You would be so much better off without this guy. He’s not the one for you and you deserve WAY better. From the way he talks to you and mean things he says, it seems like he may be ready for the relationship to end as well. Sometimes guys are cowards and don’t want to deal with the confrontation of breaking up with someone so they just act like jerks instead. Your relationship does not sound loving and you shouldn’t be with someone who puts you down and is so negative. It’s definitely time to move on from this relationship. 

Post # 162
Member
1789 posts
Buzzing bee

A large percentage of what people say when they are joking, are serious. They just say it like that so they can say what the want to feel without feeling either vulnerable or like an asshole. So drop him girlie, SIZE 4-6 IS DEFINTALEY ARM CANDY. I want to know his definition of “fat” is and slap him. What would he do if you got pregnant? Baby weight takes a bit of time to shed off.

Post # 163
Member
33 posts
Newbee
  • Wedding: October 2012

I lived with a man like this. Nothing I did was quite good enough. He knew he was critical, but his reasoning was he had my best interest in mind and that he was even more demanding of himself. He wanted me to change my job, dump all my friends, lose 10 pounds, and monitor all the food I ate. This didn’t come on all at once — he was gradual about it, but the list kept growing, no matter how hard I worked at meeting his expectations. I eventually left him, but it wasn’t until he started getting physically threatening that I saw he actually may not have “my best interest in mind”. He made promises to change, but the problem wasn’t his critical nature, it was that he thought he could change me… and that I should change. I realized there was nothing “wrong” with me. Two and a half years later, I heard that that he shot himself in the head and killed himself, after shooting and killing his dog as well.

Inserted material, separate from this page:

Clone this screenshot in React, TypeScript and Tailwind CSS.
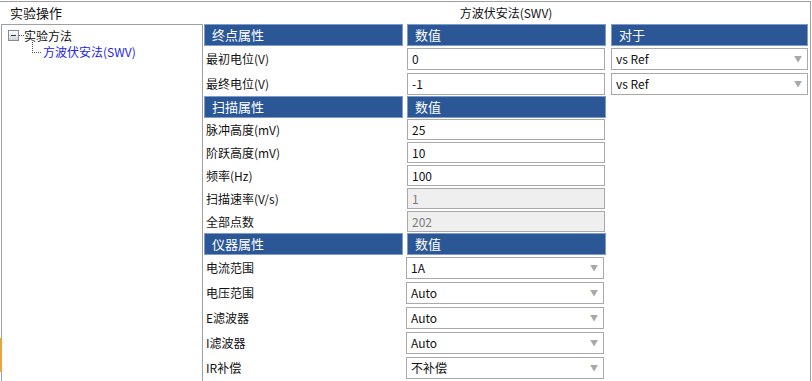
import React from 'react';

const font = { fontFamily: '"Noto Sans CJK SC", "Noto Sans", sans-serif' };

const Header = ({ left, right }: { left: string; right: string }) => (
  <div className="flex h-[22px]">
    <div className="w-[199px] bg-[#2b5797] border border-[#7f9bc9] text-white text-[13px] leading-[20px] pl-[7px]">{left}</div>
    <div className="w-[199px] ml-[4px] bg-[#2b5797] border border-[#7f9bc9] text-white text-[13px] leading-[20px] pl-[7px]">{right}</div>
  </div>
);

const Arrow = () => (
  <span className="text-[#a8a8a8] text-[8px] leading-none mr-[5px]">▼</span>
);

const InputRow = ({ label, value, disabled = false, tall = true }: { label: string; value: string; disabled?: boolean; tall?: boolean }) => (
  <div className={`flex items-start ${tall ? 'h-[25px] pt-[2px]' : 'h-[23px] pt-[1px]'}`}>
    <div className={`w-[203px] pl-[2px] text-[12px] text-[#111] ${tall ? 'leading-[22px]' : 'leading-[21px]'}`}>{label}</div>
    <div
      className={`w-[198px] border border-[#a9a9a9] pl-[4px] text-[12px] ${tall ? 'h-[22px] leading-[20px]' : 'h-[21px] leading-[19px]'} ${disabled ? 'bg-[#efefef] text-[#7a7a7a]' : 'bg-white text-[#111]'}`}
    >
      {value}
    </div>
  </div>
);

const SelectRow = ({ label, value }: { label: string; value: string }) => (
  <div className="flex items-start h-[25px] pt-[2px]">
    <div className="w-[202px] pl-[2px] text-[12px] text-[#111] leading-[22px]">{label}</div>
    <div className="w-[198px] h-[22px] border border-[#a9a9a9] bg-white pl-[4px] text-[12px] text-[#111] leading-[20px] flex items-center justify-between">
      <span>{value}</span>
      <Arrow />
    </div>
  </div>
);

const RefSelect = () => (
  <div className="h-[25px] pt-[2px]">
    <div className="w-[197px] h-[22px] border border-[#a9a9a9] bg-white pl-[4px] text-[12px] text-[#111] leading-[20px] flex items-center justify-between">
      <span>vs Ref</span>
      <Arrow />
    </div>
  </div>
);

export default function App() {
  return (
    <div className="relative w-[812px] h-[381px] bg-white overflow-hidden" style={font}>
      <div className="absolute left-0 top-[338px] w-[2px] h-[34px] bg-[#e9a53c]" />
      <div className="mt-[1px] w-[811px] h-[380px] border-t border-r border-[#a0a0a0] flex flex-col">
        {/* title row */}
        <div className="flex h-[22px] items-center">
          <div className="w-[202px] pl-[10px] text-[13px] text-[#111]">实验操作</div>
          <div className="flex-1 text-center text-[12px] text-[#111]">方波伏安法(SWV)</div>
        </div>
        <div className="flex flex-1">
          {/* tree */}
          <div className="ml-[1px] w-[202px] border-l border-t border-r border-[#a0a0a0] pt-[4px] text-[12px]">
            <div className="flex items-center h-[13px] pl-[6px]">
              <div className="w-[11px] h-[11px] border border-[#8c8c8c] bg-gradient-to-b from-white to-[#cdd5df] flex items-center justify-center">
                <div className="w-[5px] h-[1px] bg-[#333]" />
              </div>
              <div className="w-[5px] border-t border-dotted border-[#555]" />
              <span className="text-[#111] leading-none">实验方法</span>
            </div>
            <div className="flex h-[18px] pl-[30px]">
              <div className="w-[9px] h-[11px] border-l border-b border-dotted border-[#555]" />
              <span className="ml-[2px] mt-[4px] text-[#2323ee] leading-none">方波伏安法(SWV)</span>
            </div>
          </div>
          {/* properties */}
          <div className="flex-1 pl-[1px] flex">
            <div className="w-[402px]">
              <Header left="终点属性" right="数值" />
              <InputRow label="最初电位(V)" value="0" />
              <InputRow label="最终电位(V)" value="-1" />
              <Header left="扫描属性" right="数值" />
              <InputRow label="脉冲高度(mV)" value="25" tall={false} />
              <InputRow label="阶跃高度(mV)" value="10" tall={false} />
              <InputRow label="频率(Hz)" value="100" tall={false} />
              <InputRow label="扫描速率(V/s)" value="1" disabled tall={false} />
              <InputRow label="全部点数" value="202" disabled tall={false} />
              <Header left="仪器属性" right="数值" />
              <SelectRow label="电流范围" value="1A" />
              <SelectRow label="电压范围" value="Auto" />
              <SelectRow label="E滤波器" value="Auto" />
              <SelectRow label="I滤波器" value="Auto" />
              <SelectRow label="IR补偿" value="不补偿" />
            </div>
            <div className="ml-[5px] w-[197px]">
              <div className="h-[22px] bg-[#2b5797] border border-[#7f9bc9] text-white text-[13px] leading-[20px] pl-[7px]">对于</div>
              <RefSelect />
              <RefSelect />
            </div>
          </div>
        </div>
      </div>
    </div>
  );
}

I feel sorry for him today, but I’m so glad I left him. It was a hard lesson in learning that a man’s love should never divert me from me loving and accepting myself. That doesn’t mean there isn’t room for improvement, but it’s not my man’s job to point out or motivate me to do that. It’s my own job to figure out what I want to improve on about myself. And it’s my man’s job to cherish me just how I am.

You’re 21. You are very, very young. Date more before you get married. Get some experience. That way you’re aware of what you choose to have in your life rather than discover you accepted whatever came your way because you didn’t know otherwise. I was 39 when I finally tied the knot and I’m married to my best friend.

Btw, a great book that helped me IMMENSELY was “Boundaries in Dating” by Dr. Henry Cloud & Dr. John Townsend. 

Much Love,

From A Girl Who’s Been There Too And Is Better For It!

 

Post # 164
Member
1051 posts
Bumble bee
  • Wedding: December 2013

OP, I commented on the first page but came back and saw your update and wanted to post again.

The THOUGHT of breaking up can be absolutely paralyzing.  Been there!  With my ex I had thought about breaking up a few times as I knew he should not treat me the way he was and every time I wanted to do it, I just froze up.  If you want to be technical, he’s the one that broke up with me and finally got the nerve to because he had found someone else.

Now that it’s been 2 months, the first of which really did suck, I can honestly say, breaking up was the best thing that ever happened to us.  I no longer have to try to be someone else.  I don’t have to hide going to the gym!  I no longer have to ‘answer’ to his stupid questions and demands!  I did have those days where I wanted to call him but I had enough self respect that I didn’t.

I am now back together with my junior high/high school/college sweetheart.  He makes me feel good about myself; he doesn’t put me down.  Like a PP said, he treats me like I walk on water.  He is soooo good to me!  We have respect for each other, each other’s wants and dreams.

You sound like a great girl, and you deserve someone so much better!  Please, please be good to yourself!  Don’t put up with this yahoo any longer.

Post # 165
Member
1988 posts
Buzzing bee

You have your own apartment and HE LIVES WITH ROOMMATES?! Sorry… there is no soap box for him to stand on – strike 1. Relationships are based on mutual love and RESPECT AS EQUAL PARTNERS and he clearly does not respect you as his equal – strike 2. And the fact that he’s clearly just an ass – strike 3.

Jussayin…

Post # 166
Member
470 posts
Helper bee
  • Wedding: November 2014

@Paiger8:  does he expect too much of me? 


I really think the answer is yes. relationships take work and maintenance, but you’re an adult, you make your decisions about your future & career. 

The pointing out things about your body isn’t a loving or supportive thing to do Either. Your partner should accept you exactly the way you are.